Former USC admissions representative and Dean Beth Slattery said “I think that [the focus on online networking sites] started because one particular admissions officer at Harvard admitted to doing it.”

Slattery added that “the reaction for most people when they heard about it was to be a little horrified, just because they felt like they should be evaluating kids on the app they turned in.”

Slattery, who said that as an admissions officer she “wouldn’t have felt comfortable using Facebook,” brought up the inherent question of ethics underscoring using something she calls “intended for a different audience and taken out of context” to decide whether students are worthy of acceptance.

Ben Jones, an MIT admissions officer, addressed the subject in a July 11 blog entry on the MIT website.

 “The MIT admissions office does not engage in this practice because it’s essentially an invasion of privacy, sites like Facebook are designed to be a community, a playground, etc. for students, not designed to be a spying tool for Big Brother. To use them as the latter is, in my opinion, not terribly ethical. Admissions officers should get involved in these communities if they want to help applicants with the process, with the match – not if they’re out to use what they find there to hurt them.”

 Like Jones, who has made himself available to students through Friendster, Facebook, LiveJournal, Xanga and MySpace, there are a growing number of admissions officers utilizing these sites to assist students in the process.

Todd M. Olson, outreach program director and assistant dean of admissions at Carleton College, graduated from Carleton in 1997, so he uses an alumni facebook page to stay in touch with prospective applicants he meets while touring and answer their questions. 
Olson said he uses his Facebook page to put students in touch with contacts he has at other colleges they want to learn about, stressing that his role as an admissions officer is as much about the process of helping kids find a college as anything else. 
Olson also made it clear that “because of the way I put myself out there, [a student’s Facebook page] wouldn’t affect my decision.”

 “The more a school can do to help applicants learn the true culture of a place, what drives it and what fuels the imagination and creativity of its student body, the more likely the applicant will be to make an informed decision as to whether or not he/she will truly be happy there over the next four years,” Jones said. “That’s what I mean when I talk about helping applicants, admissions officers should be using the internet to help applicants evaluate their schools and that match; not the other way around, where schools use the internet to evaluate applicants in some way.”

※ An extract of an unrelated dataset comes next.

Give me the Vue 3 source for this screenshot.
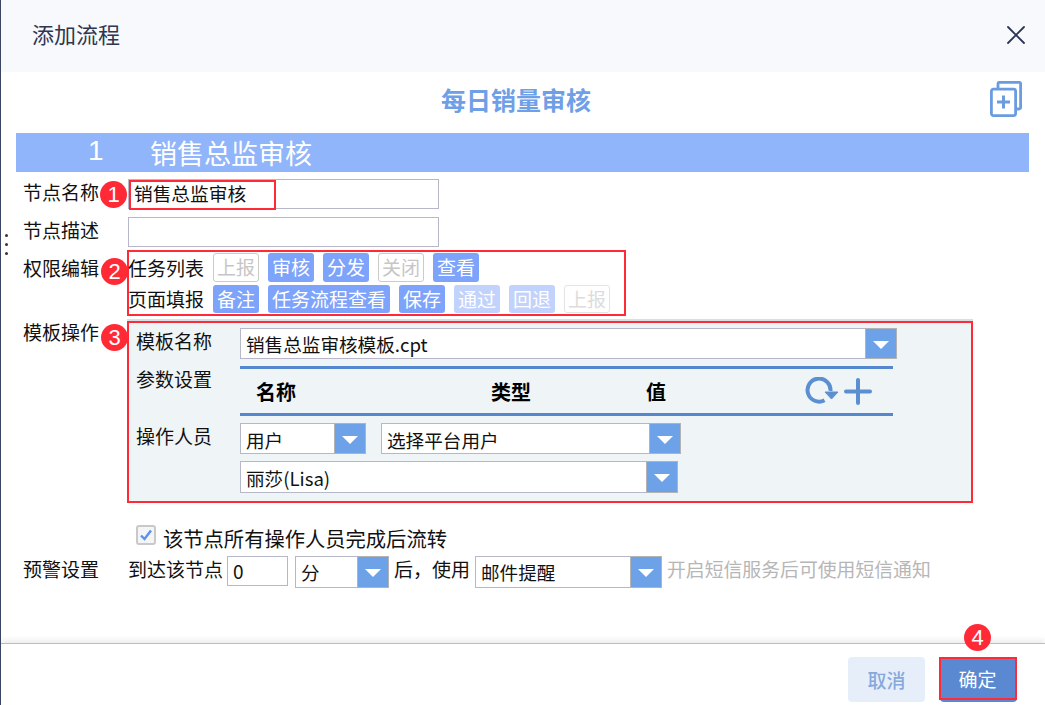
<script setup>
const taskButtons = [
  { text: '上报', kind: 'outline' },
  { text: '审核', kind: 'on' },
  { text: '分发', kind: 'on' },
  { text: '关闭', kind: 'outline' },
  { text: '查看', kind: 'on' }
]
const pageButtons = [
  { text: '备注', kind: 'on' },
  { text: '任务流程查看', kind: 'on' },
  { text: '保存', kind: 'on' },
  { text: '通过', kind: 'soft' },
  { text: '回退', kind: 'soft' },
  { text: '上报', kind: 'faint' }
]
</script>

<template>
  <div class="dialog">
    <div class="grip"><i></i><i></i><i></i></div>
    <header class="head">
      <span class="head-title">添加流程</span>
      <svg class="close" width="18" height="18" viewBox="0 0 18 18">
        <path d="M1 1L17 17M17 1L1 17" stroke="#2c3452" stroke-width="1.8" fill="none" stroke-linecap="round" />
      </svg>
    </header>

    <main class="body">
      <div class="title-row">
        <span class="flow-name">每日销量审核</span>
        <svg class="copy" width="32" height="36" viewBox="0 0 32 36">
          <path d="M8 7V2.5A1.2 1.2 0 0 1 9.2 1.4H29.3A1.3 1.3 0 0 1 30.6 2.7V26.5A1.5 1.5 0 0 1 29 28H26" fill="none" stroke="#6c9ce0" stroke-width="2.8" />
          <rect x="1.4" y="8.2" width="24.2" height="26.4" rx="2" fill="#fff" stroke="#6c9ce0" stroke-width="2.8" />
          <path d="M7 21H20M13.5 14.5V27.5" stroke="#6c9ce0" stroke-width="3" fill="none" />
        </svg>
      </div>

      <div class="bar"><span class="bar-no">1</span><span>销售总监审核</span></div>

      <div class="row r-name">
        <span class="label">节点名称</span>
        <div class="field-wrap">
          <div class="input wide">销售总监审核</div>
          <span class="mark-name"></span>
          <span class="badge b1">1</span>
        </div>
      </div>

      <div class="row r-desc">
        <span class="label">节点描述</span>
        <div class="input wide"></div>
      </div>

      <div class="row r-perm">
        <span class="label">权限编辑</span>
        <div class="perm">
          <span class="badge b2">2</span>
          <div class="perm-row first">
            <span class="perm-label">任务列表</span>
            <span v-for="b in taskButtons" :key="b.text" class="tag" :class="b.kind">{{ b.text }}</span>
          </div>
          <div class="perm-row second">
            <span class="perm-label">页面填报</span>
            <span v-for="b in pageButtons" :key="b.text" class="tag" :class="b.kind">{{ b.text }}</span>
          </div>
        </div>
      </div>

      <div class="row r-tpl">
        <span class="label lbl-tpl">模板操作</span>
        <div class="panel">
          <span class="badge b3">3</span>
          <div class="p-row p-first">
            <span class="p-label">模板名称</span>
            <div class="select s-tpl"><span class="s-text">销售总监审核模板.cpt</span><span class="arrow"></span></div>
          </div>
          <div class="p-row p-param">
            <span class="p-label">参数设置</span>
            <div class="table-head">
              <b class="c1">名称</b>
              <b class="c2">类型</b>
              <b class="c3">值</b>
              <svg class="refresh" width="34" height="28" viewBox="0 0 34 28">
                <path d="M19.5 23.2A11.5 11.5 0 1 1 25.5 14" fill="none" stroke="#5b8fcf" stroke-width="4" />
                <path d="M20 15H33L26.5 22Z" fill="#5b8fcf" stroke="#5b8fcf" stroke-width="1" stroke-linejoin="round" />
              </svg>
              <svg class="plus" width="28" height="27" viewBox="0 0 28 27">
                <path d="M2 13.5H26M14 2V25" stroke="#5b8fcf" stroke-width="4" stroke-linecap="round" fill="none" />
              </svg>
            </div>
          </div>
          <div class="p-row p-op">
            <span class="p-label">操作人员</span>
            <div class="op-col">
              <div class="op-line">
                <div class="select s-user"><span class="s-text">用户</span><span class="arrow"></span></div>
                <div class="select s-plat"><span class="s-text">选择平台用户</span><span class="arrow"></span></div>
              </div>
              <div class="select s-lisa"><span class="s-text">丽莎(Lisa)</span><span class="arrow"></span></div>
            </div>
          </div>
        </div>
      </div>

      <div class="check-row">
        <svg class="check" width="20" height="20" viewBox="0 0 20 20">
          <rect x="1" y="1" width="18" height="18" rx="2" fill="#f4f5f7" stroke="#c9c9c9" stroke-width="2" />
          <path d="M5 10.5L8.5 14L15 5.5" fill="none" stroke="#5c8ff0" stroke-width="2.4" />
        </svg>
        <span>该节点所有操作人员完成后流转</span>
      </div>

      <div class="row r-warn">
        <span class="label">预警设置</span>
        <span class="w-text">到达该节点</span>
        <div class="input w-num">0</div>
        <div class="select s-unit"><span class="s-text">分</span><span class="arrow"></span></div>
        <span class="w-after">后，使用</span>
        <div class="select s-mail"><span class="s-text">邮件提醒</span><span class="arrow"></span></div>
        <span class="w-hint">开启短信服务后可使用短信通知</span>
      </div>
    </main>

    <footer class="foot">
      <button class="btn cancel">取消</button>
      <button class="btn ok">确定<span class="badge b4">4</span></button>
    </footer>
  </div>
</template>

<style scoped>
.dialog {
  position: relative;
  width: 1045px;
  height: 705px;
  box-sizing: border-box;
  border-left: 1px solid #3b4463;
  display: flex;
  flex-direction: column;
  overflow: hidden;
  background: #fff;
  color: #111;
  font-family: "Noto Sans CJK SC", "Noto Sans", sans-serif;
  font-size: 19px;
}
.grip {
  position: absolute;
  left: 4px;
  top: 234px;
  display: flex;
  flex-direction: column;
  gap: 6px;
}
.grip i {
  width: 3px;
  height: 3px;
  background: #333;
  border-radius: 50%;
}
.head {
  height: 72px;
  flex: none;
  box-sizing: border-box;
  background: #f8f9fd;
  display: flex;
  align-items: center;
  justify-content: space-between;
  padding: 0 20px 2px 31px;
}
.head-title {
  font-size: 22px;
  line-height: 30px;
  margin-bottom: 5px;
  color: #2f3650;
}
.body {
  flex: 1;
  padding: 0 16px 0 15px;
  min-height: 0;
}
.title-row {
  height: 61px;
  box-sizing: border-box;
  padding: 9px 7px 16px 0;
  display: grid;
  grid-template-columns: 425px auto 1fr;
  align-items: center;
}
.flow-name {
  grid-column: 2;
  font-size: 25px;
  line-height: 36px;
  font-weight: 700;
  color: #6f9fe6;
}
.copy {
  grid-column: 3;
  justify-self: end;
}
.bar {
  height: 39px;
  background: #90b5fa;
  color: #fff;
  font-size: 27px;
  line-height: 39px;
  padding-left: 72px;
  display: flex;
}
.bar-no {
  width: 62px;
  font-family: "Liberation Sans", sans-serif;
  font-size: 28px;
  line-height: 36px;
}
.row {
  display: flex;
}
.label {
  width: 105px;
  flex: none;
  padding-left: 7px;
  line-height: 26px;
}
.r-name {
  margin-top: 7px;
  height: 30px;
}
.r-desc {
  margin-top: 8px;
  height: 30px;
}
.field-wrap {
  position: relative;
}
.input {
  box-sizing: border-box;
  height: 30px;
  border: 1px solid #b6b8ca;
  background: #fff;
  padding-left: 5px;
  line-height: 28px;
  font-size: 18.7px;
}
.wide {
  width: 311px;
  line-height: 25px;
}
.mark-name {
  position: absolute;
  left: 1px;
  top: 1px;
  width: 147px;
  height: 30px;
  box-sizing: border-box;
  border: 2px solid #ff2a36;
}
.badge {
  position: absolute;
  width: 27px;
  height: 27px;
  border-radius: 50%;
  background: #ff2a36;
  color: #fff;
  font-family: "Liberation Sans", sans-serif;
  font-size: 22px;
  font-weight: 400;
  line-height: 27px;
  text-align: center;
}
.b1 { left: -28px; top: 2px; }
.b2 { left: -28px; top: 6px; }
.b3 { left: -28px; top: 1px; }
.b4 { left: 24px; top: -33px; }
.r-perm {
  margin-top: 3px;
  position: relative;
}
.r-perm .label {
  line-height: 36px;
}
.perm {
  position: relative;
  margin-left: -1px;
  width: 499px;
  height: 66px;
  box-sizing: border-box;
  border: 2px solid #ff2a36;
  padding: 1px 0;
}
.perm-row {
  display: flex;
  gap: 9px;
  align-items: center;
}
.perm-row.first { height: 29px; }
.perm-row.second { height: 28px; margin-top: 3px; }
.perm-label {
  width: 75px;
  line-height: 28px;
  white-space: nowrap;
  text-indent: -1px;
}
.tag {
  box-sizing: border-box;
  height: 100%;
  padding: 0 3px;
  border-radius: 3px;
  line-height: 26px;
  border: 1px solid transparent;
  color: #fff;
  white-space: nowrap;
}
.tag.on { background: #7da3fb; }
.tag.soft { background: #c1d2fc; }
.tag.outline { border-color: #cbcbcb; color: #c6c6c6; background: #fff; }
.tag.faint { border-color: #e4e4e4; color: #dcdcdc; background: #fff; }
.r-tpl {
  margin-top: 5px;
}
.lbl-tpl {
  line-height: 22px;
}
.panel {
  position: relative;
  margin-left: -1px;
  width: 846px;
  height: 182px;
  box-sizing: border-box;
  border: 2px solid #ff2a36;
  background: #eff4f7;
  box-shadow: 0 -2px 0 #d6dee6;
  padding: 5px 0 0 7px;
}
.p-row {
  display: flex;
}
.p-label {
  width: 104px;
  flex: none;
  line-height: 26px;
}
.p-param {
  margin-top: 7px;
}
.p-op {
  margin-top: 7px;
}
.select {
  box-sizing: border-box;
  display: flex;
  align-items: stretch;
  height: 31px;
  border: 1px solid #b6b8ca;
  background: #fff;
}
.s-text {
  flex: 1;
  padding-left: 5px;
  line-height: 29px;
  font-size: 18.6px;
  white-space: nowrap;
}
.op-col .s-text {
  line-height: 31px;
}
.arrow {
  position: relative;
  width: 30px;
  flex: none;
  background: #6ea2e8;
  box-shadow: 0 0 0 1px #b3b3b3;
}
.arrow::after {
  content: "";
  position: absolute;
  left: 7px;
  top: 12px;
  border-style: solid;
  border-width: 8px 8px 0;
  border-color: #fff transparent transparent;
}
.s-tpl { width: 657px; }
.s-user { width: 126px; }
.s-plat { width: 300px; }
.s-lisa { width: 438px; margin-top: 7px; height: 32px; }
.op-line {
  display: flex;
  gap: 15px;
}
.table-head {
  width: 653px;
  height: 50px;
  box-sizing: border-box;
  border-top: 3px solid #5587cf;
  border-bottom: 3px solid #5587cf;
  display: flex;
  align-items: center;
  padding-left: 16px;
  font-size: 20px;
  color: #000;
}
.table-head b {
  display: block;
  font-weight: 700;
}
.c1 { width: 235px; }
.c2 { width: 155px; }
.c3 { width: 159px; }
.refresh { flex: none; }
.plus { flex: none; margin-left: 5px; }
.check-row {
  margin-top: 22px;
  padding-left: 120px;
  height: 26px;
  display: flex;
  gap: 7px;
  font-size: 20.3px;
  line-height: 26px;
}
.check { flex: none; }
.r-warn {
  margin-top: 5px;
  align-items: flex-start;
  height: 32px;
}
.r-warn .label {
  line-height: 26px;
}
.w-text,
.w-after,
.w-hint {
  line-height: 26px;
  white-space: nowrap;
}
.w-text { width: 99px; }
.w-num {
  width: 61px;
  font-size: 19px;
}
.s-unit {
  width: 94px;
  height: 32px;
  margin-left: 7px;
}
.w-after {
  margin-left: 5px;
  width: 81px;
}
.s-mail {
  width: 187px;
  height: 32px;
}
.w-hint {
  margin-left: 5px;
  color: #b6b6b6;
  font-size: 18.85px;
}
.foot {
  flex: none;
  height: 62px;
  box-sizing: border-box;
  border-top: 1px solid #bdbdbd;
  box-shadow: 0 -3px 6px rgba(0, 0, 0, 0.08);
  position: relative;
  background: #fff;
  display: flex;
  justify-content: flex-end;
  gap: 15px;
  padding: 13px 28px 0 0;
}
.btn {
  position: relative;
  width: 77px;
  height: 45px;
  border: none;
  border-radius: 4px;
  font-family: inherit;
  font-size: 19px;
  padding: 0;
}
.cancel {
  background: #e6eff9;
  color: #86a8dc;
  font-weight: 500;
}
.ok {
  background: #5a89d2;
  color: #fff;
  padding: 0 2px 3px 0;
}
.ok::after {
  content: "";
  position: absolute;
  left: -1px;
  right: 0;
  top: 0;
  height: 43px;
  box-sizing: border-box;
  border: 2px solid #ff2a36;
}
</style>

“Ultimately I don’t think there is anything wrong with having a Myspace, Facebook, etc.” Oxelson said.

“But, what’s personal is public,” he added, underscoring an idea brought up by Elisabeth Smith ’07.

 “On MySpace I made my profile ‘friends only’ because I heard about this [privacy issues] and I was concerned a little about softball coaches seeing it,” Smith said.  Smith, a Varsity softball player, explained that although her coaches had never specifically brought up social networking sites with the team, she’d heard about sports coaches having issues with them. 

“I’ve had my MySpace for a while,”  she said, “and I’m sure there are a lot of inappropriate language and comments.” Smith considered the topic for a moment and then said, “I guess over all, the notion that colleges could look is there, but I really don’t care that much.  I don’t have revealing pictures or anything like that. I don’t really have anything to hide.”
Smith, who also has a Facebook, said that although she thoroughly enjoys using the site there are aspects to it that can be a little unnerving.

“It was so weird,” she said.  “Today I was taking a practice SAT, and some girl from Crossroads introduced herself to me and she said, ‘Wait. Wait. You seem so familiar. Ah, this will sound so creepy, but I’ve been to your Facebook.”
“It was really creepy,” Smith said, but despite her misgivings about possible privacy concerns she still doubted admissions officers would “actually go out of their way to find one specific person.”

“And the way I see it,” she said, “the application is designed for admissions officers to learn about applicants,  not those applicants’ Facebooks.”